* **PROBLEM DETAILS**
Without the pictures, repeat the listing character for character.
[begin GIVEN INFORMATION]
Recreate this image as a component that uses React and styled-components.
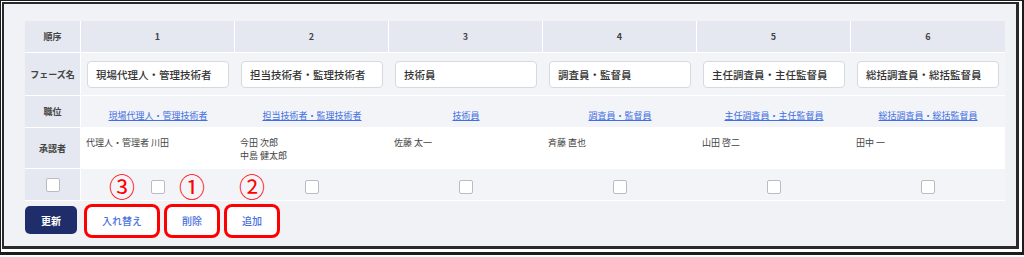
import React from "react";
import styled, { createGlobalStyle } from "styled-components";

const GlobalStyle = createGlobalStyle`
  html, body { margin: 0; padding: 0; background: #fff; }
  body { font-family: "Noto Sans CJK JP", "Noto Sans", sans-serif; }
  * { box-sizing: border-box; }
`;

const Frame = styled.div`
  width: 1024px;
  height: 255px;
  border: 1px solid #1c1c1c;
  border-right-width: 2px;
  border-bottom-width: 3px;
  padding: 1px 3px 3px 1px;
  background: #fff;
`;

const Panel = styled.div`
  height: 100%;
  border: 2px solid #2a2a2a;
  border-right-width: 3px;
  border-bottom-width: 3px;
  background: #f1f2f6;
  padding: 17px 0 0 21px;
`;

const Table = styled.table`
  width: 980px;
  table-layout: fixed;
  border-collapse: separate;
  border-spacing: 0;
`;

const Row = styled.tr``;

const LabelCell = styled.th`
  height: ${(p) => p.$h}px;
  padding: 0;
  background: #e5e8f0;
  border-right: 1px solid #fff;
  border-bottom: 1px solid #fff;
  font-size: 9px;
  font-weight: 700;
  color: #444;
  text-align: center;
  vertical-align: middle;
`;

const HeadCell = styled.th`
  height: ${(p) => p.$h}px;
  padding: 0;
  background: #e5e8f0;
  border-right: 1px solid #fff;
  border-bottom: 1px solid #fff;
  font-size: 9px;
  font-weight: 700;
  color: #444;
  text-align: center;
  vertical-align: middle;
  &:last-child { border-right: none; }
`;

const Cell = styled.td`
  height: ${(p) => p.$h}px;
  padding: ${(p) => p.$pad || "0"};
  background: ${(p) => (p.$white ? "#fff" : "#f3f4f8")};
  border-bottom: 1px solid #fff;
  text-align: ${(p) => p.$align || "center"};
  vertical-align: ${(p) => p.$valign || "middle"};
`;

const PhaseInput = styled.input`
  display: block;
  width: 100%;
  height: 27px;
  padding: 0 0 0 8px;
  border: 1px solid #d6d9df;
  border-radius: 4px;
  background: #fff;
  font-family: "Noto Sans CJK JP", "Noto Sans", sans-serif;
  font-size: 10.5px;
  font-weight: 500;
  color: #333;
  outline: none;
`;

const RoleLink = styled.a`
  font-size: 9px;
  color: #3f6fe0;
  text-decoration: underline;
  cursor: pointer;
`;

const Name = styled.div`
  font-size: 9px;
  line-height: 13px;
  color: #444;
`;

const Check = styled.span`
  display: inline-block;
  width: 14px;
  height: 14px;
  background: #fff;
  border: 1px solid #b9bcc3;
  border-radius: 2px;
  vertical-align: middle;
`;

const Actions = styled.div`
  display: flex;
  gap: 10px;
  margin-top: 5px;
`;

const ButtonWrap = styled.div`
  position: relative;
`;

const Button = styled.button`
  height: 28px;
  padding: 0 ${(p) => (p.$primary ? 16 : 15)}px;
  border: none;
  border-radius: 5px;
  background: ${(p) => (p.$primary ? "#1f2d6b" : "#fff")};
  color: ${(p) => (p.$primary ? "#fff" : "#4a70e0")};
  font-family: "Noto Sans CJK JP", "Noto Sans", sans-serif;
  font-size: 10px;
  font-weight: ${(p) => (p.$primary ? 700 : 500)};
  box-shadow: ${(p) => (p.$mark ? "0 0 0 3px #ff0000" : "none")};
  cursor: pointer;
`;

const Badge = styled.span`
  position: absolute;
  left: 50%;
  bottom: calc(100% + 7px);
  transform: translateX(-50%);
  font-size: 26px;
  line-height: 1;
  color: #ff0000;
  white-space: nowrap;
`;

const columns = [
  { n: 1, phase: "現場代理人・管理技術者", approvers: ["代理人・管理者 川田"] },
  { n: 2, phase: "担当技術者・監理技術者", approvers: ["今田 次郎", "中島 健太郎"] },
  { n: 3, phase: "技術員", approvers: ["佐藤 太一"] },
  { n: 4, phase: "調査員・監督員", approvers: ["斉藤 直也"] },
  { n: 5, phase: "主任調査員・主任監督員", approvers: ["山田 啓二"] },
  { n: 6, phase: "総括調査員・総括監督員", approvers: ["田中 一"] },
];

const actions = [
  { label: "入れ替え", badge: "③" },
  { label: "削除", badge: "①" },
  { label: "追加", badge: "②" },
];

export default function App() {
  return (
    <>
      <GlobalStyle />
      <Frame>
        <Panel>
          <Table>
            <colgroup>
              <col style={{ width: 56 }} />
              {columns.map((c) => (
                <col key={c.n} style={{ width: 154 }} />
              ))}
            </colgroup>
            <tbody>
              <Row>
                <LabelCell $h={32}>順序</LabelCell>
                {columns.map((c) => (
                  <HeadCell key={c.n} $h={32}>
                    {c.n}
                  </HeadCell>
                ))}
              </Row>
              <Row>
                <LabelCell $h={43}>フェーズ名</LabelCell>
                {columns.map((c) => (
                  <Cell key={c.n} $h={43} $pad="0 6px">
                    <PhaseInput readOnly value={c.phase} />
                  </Cell>
                ))}
              </Row>
              <Row>
                <LabelCell $h={32}>職位</LabelCell>
                {columns.map((c) => (
                  <Cell key={c.n} $h={32}>
                    <RoleLink>{c.phase}</RoleLink>
                  </Cell>
                ))}
              </Row>
              <Row>
                <LabelCell $h={41}>承認者</LabelCell>
                {columns.map((c) => (
                  <Cell
                    key={c.n}
                    $h={41}
                    $white
                    $align="left"
                    $valign="top"
                    $pad="8px 0 0 5px"
                  >
                    {c.approvers.map((a) => (
                      <Name key={a}>{a}</Name>
                    ))}
                  </Cell>
                ))}
              </Row>
              <Row>
                <LabelCell $h={32}>
                  <Check />
                </LabelCell>
                {columns.map((c) => (
                  <Cell key={c.n} $h={32}>
                    <Check />
                  </Cell>
                ))}
              </Row>
            </tbody>
          </Table>
          <Actions>
            <Button $primary>更新</Button>
            {actions.map((a) => (
              <ButtonWrap key={a.label}>
                <Badge>{a.badge}</Badge>
                <Button $mark>{a.label}</Button>
              </ButtonWrap>
            ))}
          </Actions>
        </Panel>
      </Frame>
    </>
  );
}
[end GIVEN INFORMATION]
* **TASK RESULT**
Recreate this image as a component that uses React and styled-components.
import React from "react";
import styled, { createGlobalStyle } from "styled-components";

const GlobalStyle = createGlobalStyle`
  html, body { margin: 0; padding: 0; background: #fff; }
  body { font-family: "Noto Sans CJK JP", "Noto Sans", sans-serif; }
  * { box-sizing: border-box; }
`;

const Frame = styled.div`
  width: 1024px;
  height: 255px;
  border: 1px solid #1c1c1c;
  border-right-width: 2px;
  border-bottom-width: 3px;
  padding: 1px 3px 3px 1px;
  background: #fff;
`;

const Panel = styled.div`
  height: 100%;
  border: 2px solid #2a2a2a;
  border-right-width: 3px;
  border-bottom-width: 3px;
  background: #f1f2f6;
  padding: 17px 0 0 21px;
`;

const Table = styled.table`
  width: 980px;
  table-layout: fixed;
  border-collapse: separate;
  border-spacing: 0;
`;

const Row = styled.tr``;

const LabelCell = styled.th`
  height: ${(p) => p.$h}px;
  padding: 0;
  background: #e5e8f0;
  border-right: 1px solid #fff;
  border-bottom: 1px solid #fff;
  font-size: 9px;
  font-weight: 700;
  color: #444;
  text-align: center;
  vertical-align: middle;
`;

const HeadCell = styled.th`
  height: ${(p) => p.$h}px;
  padding: 0;
  background: #e5e8f0;
  border-right: 1px solid #fff;
  border-bottom: 1px solid #fff;
  font-size: 9px;
  font-weight: 700;
  color: #444;
  text-align: center;
  vertical-align: middle;
  &:last-child { border-right: none; }
`;

const Cell = styled.td`
  height: ${(p) => p.$h}px;
  padding: ${(p) => p.$pad || "0"};
  background: ${(p) => (p.$white ? "#fff" : "#f3f4f8")};
  border-bottom: 1px solid #fff;
  text-align: ${(p) => p.$align || "center"};
  vertical-align: ${(p) => p.$valign || "middle"};
`;

const PhaseInput = styled.input`
  display: block;
  width: 100%;
  height: 27px;
  padding: 0 0 0 8px;
  border: 1px solid #d6d9df;
  border-radius: 4px;
  background: #fff;
  font-family: "Noto Sans CJK JP", "Noto Sans", sans-serif;
  font-size: 10.5px;
  font-weight: 500;
  color: #333;
  outline: none;
`;

const RoleLink = styled.a`
  font-size: 9px;
  color: #3f6fe0;
  text-decoration: underline;
  cursor: pointer;
`;

const Name = styled.div`
  font-size: 9px;
  line-height: 13px;
  color: #444;
`;

const Check = styled.span`
  display: inline-block;
  width: 14px;
  height: 14px;
  background: #fff;
  border: 1px solid #b9bcc3;
  border-radius: 2px;
  vertical-align: middle;
`;

const Actions = styled.div`
  display: flex;
  gap: 10px;
  margin-top: 5px;
`;

const ButtonWrap = styled.div`
  position: relative;
`;

const Button = styled.button`
  height: 28px;
  padding: 0 ${(p) => (p.$primary ? 16 : 15)}px;
  border: none;
  border-radius: 5px;
  background: ${(p) => (p.$primary ? "#1f2d6b" : "#fff")};
  color: ${(p) => (p.$primary ? "#fff" : "#4a70e0")};
  font-family: "Noto Sans CJK JP", "Noto Sans", sans-serif;
  font-size: 10px;
  font-weight: ${(p) => (p.$primary ? 700 : 500)};
  box-shadow: ${(p) => (p.$mark ? "0 0 0 3px #ff0000" : "none")};
  cursor: pointer;
`;

const Badge = styled.span`
  position: absolute;
  left: 50%;
  bottom: calc(100% + 7px);
  transform: translateX(-50%);
  font-size: 26px;
  line-height: 1;
  color: #ff0000;
  white-space: nowrap;
`;

const columns = [
  { n: 1, phase: "現場代理人・管理技術者", approvers: ["代理人・管理者 川田"] },
  { n: 2, phase: "担当技術者・監理技術者", approvers: ["今田 次郎", "中島 健太郎"] },
  { n: 3, phase: "技術員", approvers: ["佐藤 太一"] },
  { n: 4, phase: "調査員・監督員", approvers: ["斉藤 直也"] },
  { n: 5, phase: "主任調査員・主任監督員", approvers: ["山田 啓二"] },
  { n: 6, phase: "総括調査員・総括監督員", approvers: ["田中 一"] },
];

const actions = [
  { label: "入れ替え", badge: "③" },
  { label: "削除", badge: "①" },
  { label: "追加", badge: "②" },
];

export default function App() {
  return (
    <>
      <GlobalStyle />
      <Frame>
        <Panel>
          <Table>
            <colgroup>
              <col style={{ width: 56 }} />
              {columns.map((c) => (
                <col key={c.n} style={{ width: 154 }} />
              ))}
            </colgroup>
            <tbody>
              <Row>
                <LabelCell $h={32}>順序</LabelCell>
                {columns.map((c) => (
                  <HeadCell key={c.n} $h={32}>
                    {c.n}
                  </HeadCell>
                ))}
              </Row>
              <Row>
                <LabelCell $h={43}>フェーズ名</LabelCell>
                {columns.map((c) => (
                  <Cell key={c.n} $h={43} $pad="0 6px">
                    <PhaseInput readOnly value={c.phase} />
                  </Cell>
                ))}
              </Row>
              <Row>
                <LabelCell $h={32}>職位</LabelCell>
                {columns.map((c) => (
                  <Cell key={c.n} $h={32}>
                    <RoleLink>{c.phase}</RoleLink>
                  </Cell>
                ))}
              </Row>
              <Row>
                <LabelCell $h={41}>承認者</LabelCell>
                {columns.map((c) => (
                  <Cell
                    key={c.n}
                    $h={41}
                    $white
                    $align="left"
                    $valign="top"
                    $pad="8px 0 0 5px"
                  >
                    {c.approvers.map((a) => (
                      <Name key={a}>{a}</Name>
                    ))}
                  </Cell>
                ))}
              </Row>
              <Row>
                <LabelCell $h={32}>
                  <Check />
                </LabelCell>
                {columns.map((c) => (
                  <Cell key={c.n} $h={32}>
                    <Check />
                  </Cell>
                ))}
              </Row>
            </tbody>
          </Table>
          <Actions>
            <Button $primary>更新</Button>
            {actions.map((a) => (
              <ButtonWrap key={a.label}>
                <Badge>{a.badge}</Badge>
                <Button $mark>{a.label}</Button>
              </ButtonWrap>
            ))}
          </Actions>
        </Panel>
      </Frame>
    </>
  );
}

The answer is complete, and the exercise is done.